Leibnitz, de son côté, ne fut pas irréprochable. Dès la publication du livre des Principes, il le traita avec mépris, parut l’avoir à peine lu, et s’en appropria toutes les découvertes. Il obtint de Jean Bernouilli une lettre imprimée dans les Acta eruditorium de Leipzig, et qui retourne contre Newton l’accusation de plagiat, en montrant que les publications de Newton sur les mathématiques étaient postérieures à celles de Leibnitz. Ici la mauvaise foi est évidente, car des lettres et des manuscrits prouvent que la méthode des fluxions était découverte vingt ans avant d’être publiée. Ce qui compromette plus le caractère de Leibnitz, c’est qu’il dévoila bientôt l’auteur de la lettre pour lui donner plus d’autorité, quoique Bernouilli, embarrassé de l’avoir écrite, eût demandé le secret. Les lettres se succédèrent rapidement, et la meilleure de toutes est celle où Newton parle de la philosophie de son adversaire et réfute le système de l’harmonie préétablie ; la moins pardonnable est une lettre de Leibnitz à la princesse de Galles, où, longtemps après la querelle, il accuse Newton à la fois dans ses découvertes et dans ses croyances.
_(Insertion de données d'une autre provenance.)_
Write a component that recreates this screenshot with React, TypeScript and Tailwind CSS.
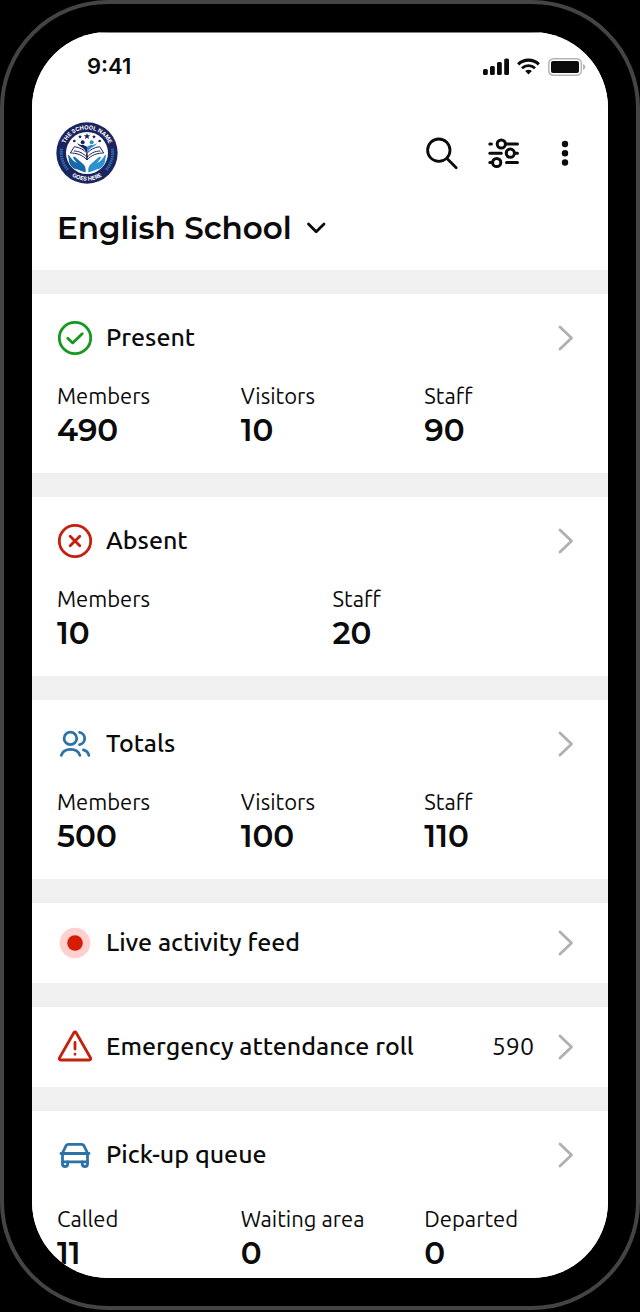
import type { ReactNode } from 'react';

interface Stat {
  label: string;
  value: number;
}

interface CardProps {
  icon: ReactNode;
  title: string;
  stats?: Stat[];
  count?: number;
  roomy?: boolean;
}

const SchoolLogo = () => (
  <svg viewBox="0 0 186 186" className="size-[62px]" role="img" aria-label="The School Name Goes Here">
    <defs>
      <path id="logo-top" d="M 22 93 A 71 71 0 0 1 164 93" />
      <path id="logo-bottom" d="M 10 93 A 83 83 0 0 0 176 93" />
    </defs>
    <circle cx="93" cy="93" r="92" fill="#1c2460" />
    <circle cx="93" cy="93" r="63" fill="#fff" />
    <g fill="#fff" fontFamily="Inter, sans-serif" fontWeight="700" fontSize="17" textAnchor="middle">
      <text>
        <textPath href="#logo-top" startOffset="50%">THE SCHOOL NAME</textPath>
      </text>
      <text>
        <textPath href="#logo-bottom" startOffset="50%">GOES HERE</textPath>
      </text>
    </g>
    {/* laurels */}
    <g fill="none" stroke="#2a6ba8" strokeWidth="9" strokeDasharray="5 2">
      <path d="M17 80A77 77 0 0 0 36 144" />
      <path d="M169 80A77 77 0 0 1 150 144" />
    </g>
    {/* stars */}
    <g fill="#1c2460">
      <path d="m93 33 2.6 6.4 7 .5-5.400 4.500 1.700 6.800L93 47.500l-5.900 3.700 1.700-6.800-5.400-4.500 7-.5z" />
      <path d="m72 38 1.700 4 4.300.4-3.300 2.800 1 4.300-3.700-2.300-3.700 2.300 1-4.300-3.300-2.800 4.300-.4z" />
      <path d="m114 38 1.700 4 4.300.4-3.300 2.800 1 4.300-3.700-2.300-3.700 2.300 1-4.300-3.300-2.800 4.300-.4z" />
      <circle cx="55" cy="57" r="4" />
      <circle cx="131" cy="57" r="4" />
    </g>
    {/* people over the book */}
    <circle cx="80" cy="61" r="6" fill="#1c2460" />
    <circle cx="107" cy="61" r="6" fill="#2b8ccb" />
    <path d="M63 63c7 13 18 9 30 30V74l-12-6c-8 2-12-1-18-5z" fill="#1c2460" />
    <path d="M123 63c-7 13-18 9-30 30V74l12-6c8 2 12-1 18-5z" fill="#2b8ccb" />
    <g fill="#fff" stroke="#1c2460" strokeWidth="3" strokeLinejoin="round">
      <path d="M93 114C79 98 61 93 43 93l12-19c16 2 29 9 38 20z" />
      <path d="M93 114c14-16 32-21 50-21l-12-19c-16 2-29 9-38 20z" />
      <path d="M53 87c16 0 30 7 40 19 10-12 24-19 40-19" fill="none" />
      <path d="M93 94v20" />
    </g>
    {/* hands */}
    <path
      d="M36 98c3 0 5 3 7 8l9 10 11 8-11-15c-2-4 2-6 6-3l20 17c9 7 12 14 11 28-14-2-18-7-27-9-13-3-20-12-23-23z"
      fill="#1769a8"
    />
    <path
      d="M150 98c-3 0-5 3-7 8l-9 10-11 8 11-15c2-4-2-6-6-3l-20 17c-9 7-12 14-11 28 14-2 18-7 27-9 13-3 20-12 23-23z"
      fill="#2b92cf"
    />
  </svg>
);

const StatusIcons = () => (
  <div className="flex items-center gap-2">
    <svg viewBox="0 0 26 17" className="h-[17px] w-[26px]" fill="#0b0b0b" aria-hidden="true">
      <rect x="0" y="11" width="4.800" height="6" rx="1.500" />
      <rect x="7" y="8" width="4.800" height="9" rx="1.500" />
      <rect x="14" y="4" width="4.800" height="13" rx="1.500" />
      <rect x="21.200" y="0.500" width="4.800" height="16.500" rx="1.500" />
    </svg>
    <svg viewBox="0 0 24 17" className="h-[17px] w-[23px]" fill="none" stroke="#0b0b0b" aria-hidden="true">
      <path d="M1.200 6.200a15.500 15.500 0 0 1 21.600 0" strokeWidth="3.200" />
      <path d="M5.200 10.300a9.800 9.800 0 0 1 13.600 0" strokeWidth="3" />
      <path d="M12 16.800 8.500 13.300a5 5 0 0 1 7 0z" fill="#0b0b0b" stroke="none" />
    </svg>
    <svg viewBox="0 0 38 18" className="h-[18px] w-[38px]" aria-hidden="true">
      <rect x="0.800" y="0.800" width="32.500" height="16.400" rx="4.500" fill="none" stroke="#b4b4b4" strokeWidth="1.500" />
      <rect x="3" y="3" width="28" height="12" rx="2" fill="#0b0b0b" />
      <path d="M35 6v6c1.500-.6 2.300-1.700 2.300-3S36.500 6.600 35 6z" fill="#b4b4b4" />
    </svg>
  </div>
);

const SearchIcon = () => (
  <svg viewBox="0 0 36 36" className="size-9" fill="none" stroke="#0b0b0b" strokeWidth="2.800" strokeLinecap="round">
    <circle cx="15.800" cy="15.200" r="11.200" />
    <path d="m24 23.500 9.200 9.200" />
  </svg>
);

const FilterIcon = () => (
  <svg viewBox="0 0 36 36" className="size-9" fill="none" stroke="#0b0b0b" strokeWidth="3" strokeLinecap="round">
    <circle cx="16.300" cy="9" r="4.100" />
    <circle cx="25.300" cy="18.200" r="4.100" />
    <circle cx="11.700" cy="27.500" r="4.100" />
    <path d="M4.800 9h1.600M21 9h11.500M4.800 18.200h11.500M30 18.200h2.500M4.800 27.500h2.500M21.500 27.500h11" />
  </svg>
);

const MoreIcon = () => (
  <svg viewBox="0 0 36 36" className="size-9" fill="#0b0b0b">
    <circle cx="18" cy="9" r="3.200" />
    <circle cx="18" cy="18.200" r="3.200" />
    <circle cx="18" cy="27.500" r="3.200" />
  </svg>
);

const CheckIcon = () => (
  <svg viewBox="0 0 36 36" className="size-9" fill="none" stroke="#13991f" strokeWidth="2.800" strokeLinecap="round" strokeLinejoin="round">
    <circle cx="18" cy="18" r="15.700" />
    <path d="m10.800 18.300 4.900 4.600 9.500-9.200" />
  </svg>
);

const CrossIcon = () => (
  <svg viewBox="0 0 36 36" className="size-9" fill="none" stroke="#c4210d" strokeWidth="2.800" strokeLinecap="round">
    <circle cx="18" cy="18" r="15.700" />
    <path d="m13.200 13.200 9.600 9.600M22.800 13.200l-9.600 9.600" />
  </svg>
);

const PeopleIcon = () => (
  <svg viewBox="0 0 36 36" className="size-9" fill="none" stroke="#2c72a6" strokeWidth="2.800" strokeLinecap="round">
    <circle cx="13.400" cy="12.400" r="6.300" />
    <path d="M22.600 6.400a6.200 6.200 0 0 1 0 12.200" />
    <path d="M4.300 29.400c1.200-3.900 4.900-6.100 9.300-6.100s8.100 2.200 9.300 6.100" />
    <path d="M26.400 23.900c3 .8 4.900 2.900 5.500 5.500" />
  </svg>
);

const LiveIcon = () => (
  <svg viewBox="0 0 36 36" className="size-9">
    <circle cx="18" cy="18" r="15.300" fill="#ffd0cd" />
    <circle cx="18" cy="18" r="7.800" fill="#d51c04" />
  </svg>
);

const WarningIcon = () => (
  <svg viewBox="0 0 36 36" className="size-9" fill="none" stroke="#c4210d" strokeWidth="2.800" strokeLinecap="round" strokeLinejoin="round">
    <path d="M17 3.500 2.400 29c-.5 1 .1 2 1.200 2h28.800c1.100 0 1.700-1 1.200-2L19 3.500c-.5-.8-1.500-.8-2 0z" />
    <path d="M18 13.500v6.500M18 25.200v.1" />
  </svg>
);

const CarIcon = () => (
  <svg viewBox="0 0 36 36" className="size-9" fill="none" stroke="#2c72a6" strokeWidth="2.800" strokeLinecap="round" strokeLinejoin="round">
    <path d="m5.500 16 3.600-7.300c.5-1 1.200-1.300 2.300-1.300h13.200c1.100 0 1.800.3 2.300 1.300l3.600 7.300" />
    <path d="M4 16.500h28" />
    <path d="M5.500 16.500v10.800c0 1.400 1 2.200 2.600 2.200s2.600-.8 2.600-2.200v-2.500h14.600v2.500c0 1.400 1 2.200 2.600 2.200s2.600-.8 2.600-2.200V16.500" />
    <path d="M5.500 24.800h5.200M25.300 24.800h5.200" />
  </svg>
);

const Chevron = () => (
  <svg viewBox="0 0 18 28" className="h-7 w-[18px]" fill="none" stroke="#b0b0b0" strokeWidth="2.800" strokeLinecap="round" strokeLinejoin="round" aria-hidden="true">
    <path d="m4 3 11.500 11L4 25" />
  </svg>
);

const Card = ({ icon, title, stats, count, roomy }: CardProps) => (
  <section className={stats ? 'bg-white pt-6 pb-[23px] pl-[25px]' : 'bg-white py-5 pl-[25px]'}>
    <a href="#" className="flex h-10 items-center pr-[34px]">
      {icon}
      <h2 className="ml-[13px] flex-1 text-[25px] font-medium">{title}</h2>
      {count !== undefined && <span className="mr-[22px] text-[25px]">{count}</span>}
      <Chevron />
    </a>
    {stats && (
      <dl
        className={`grid ${stats.length === 2 ? 'grid-cols-2' : 'grid-cols-3'} ${roomy ? 'mt-[30px]' : 'mt-6'}`}
      >
        {stats.map((stat) => (
          <div key={stat.label}>
            <dt className="text-[22px] leading-7">{stat.label}</dt>
            <dd className="font-['Montserrat','Inter',sans-serif] text-[31px] leading-10 font-semibold">{stat.value}</dd>
          </div>
        ))}
      </dl>
    )}
  </section>
);

const cards: CardProps[] = [
  {
    icon: <CheckIcon />,
    title: 'Present',
    stats: [
      { label: 'Members', value: 490 },
      { label: 'Visitors', value: 10 },
      { label: 'Staff', value: 90 },
    ],
  },
  {
    icon: <CrossIcon />,
    title: 'Absent',
    stats: [
      { label: 'Members', value: 10 },
      { label: 'Staff', value: 20 },
    ],
  },
  {
    icon: <PeopleIcon />,
    title: 'Totals',
    stats: [
      { label: 'Members', value: 500 },
      { label: 'Visitors', value: 100 },
      { label: 'Staff', value: 110 },
    ],
  },
  { icon: <LiveIcon />, title: 'Live activity feed' },
  { icon: <WarningIcon />, title: 'Emergency attendance roll', count: 590 },
  {
    icon: <CarIcon />,
    title: 'Pick-up queue',
    roomy: true,
    stats: [
      { label: 'Called', value: 11 },
      { label: 'Waiting area', value: 0 },
      { label: 'Departed', value: 0 },
    ],
  },
];

const App = () => {
  return (
    <div className="h-screen bg-black pb-0.5">
      {/* phone frame */}
      <div className="h-full rounded-[108px] border-4 border-[#444444] p-7">
        <div className="h-full overflow-hidden rounded-[76px] bg-[#f0f0f0] font-['Ubuntu','Noto_Sans',sans-serif] text-[#0b0b0b]">
          <header className="bg-white pb-[22px]">
            <div className="flex h-[68px] items-center justify-between border-t border-[#808080] pr-[22px] pl-[55px]">
              <span className="font-['Inter',sans-serif] text-[22px] font-semibold">9:41</span>
              <StatusIcons />
            </div>
            <div className="mt-[22px] flex items-center justify-between pr-[25px] pl-6">
              <SchoolLogo />
              <div className="flex gap-[26px]">
                <button type="button" aria-label="Search">
                  <SearchIcon />
                </button>
                <button type="button" aria-label="Filters">
                  <FilterIcon />
                </button>
                <button type="button" aria-label="More options">
                  <MoreIcon />
                </button>
              </div>
            </div>
            <button type="button" className="mt-6 ml-[25px] flex items-center gap-3.5">
              <h1 className="font-['Montserrat','Inter',sans-serif] text-[31px] leading-10 font-semibold">English School</h1>
              <svg viewBox="0 0 20 12" className="h-3 w-5" fill="none" stroke="#0b0b0b" strokeWidth="2.800" strokeLinecap="round" strokeLinejoin="round" aria-hidden="true">
                <path d="m2.500 2 7.700 7.700L18 2" />
              </svg>
            </button>
          </header>
          <main className="mt-6 flex flex-col gap-6">
            {cards.map((card) => (
              <Card key={card.title} {...card} />
            ))}
          </main>
        </div>
      </div>
    </div>
  );
};

export default App;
Il ne se contente pas d’affirmer que la prétendue découverte de l’attraction fait rentrer dans la physique la croyance aux causes occultes, aux miracles, qui en avait été péniblement expulsée, quoique Newton eût expliqué cent fois qu’il ne prétendait pas connaître les causes premières[1], et que la force d’attraction ne soit ni plus ni

  1. Les causes premières nous sont toujours inconnues ; mais il n’est pas vrai que les sciences ne s’occupent que des lois, et jamais des causes. Depuis Newton, on sait que la pesanteur est la cause des mouvemens célestes, comme depuis Franklin on sait, que l’électricité est la cause du tonnerre et des éclairs.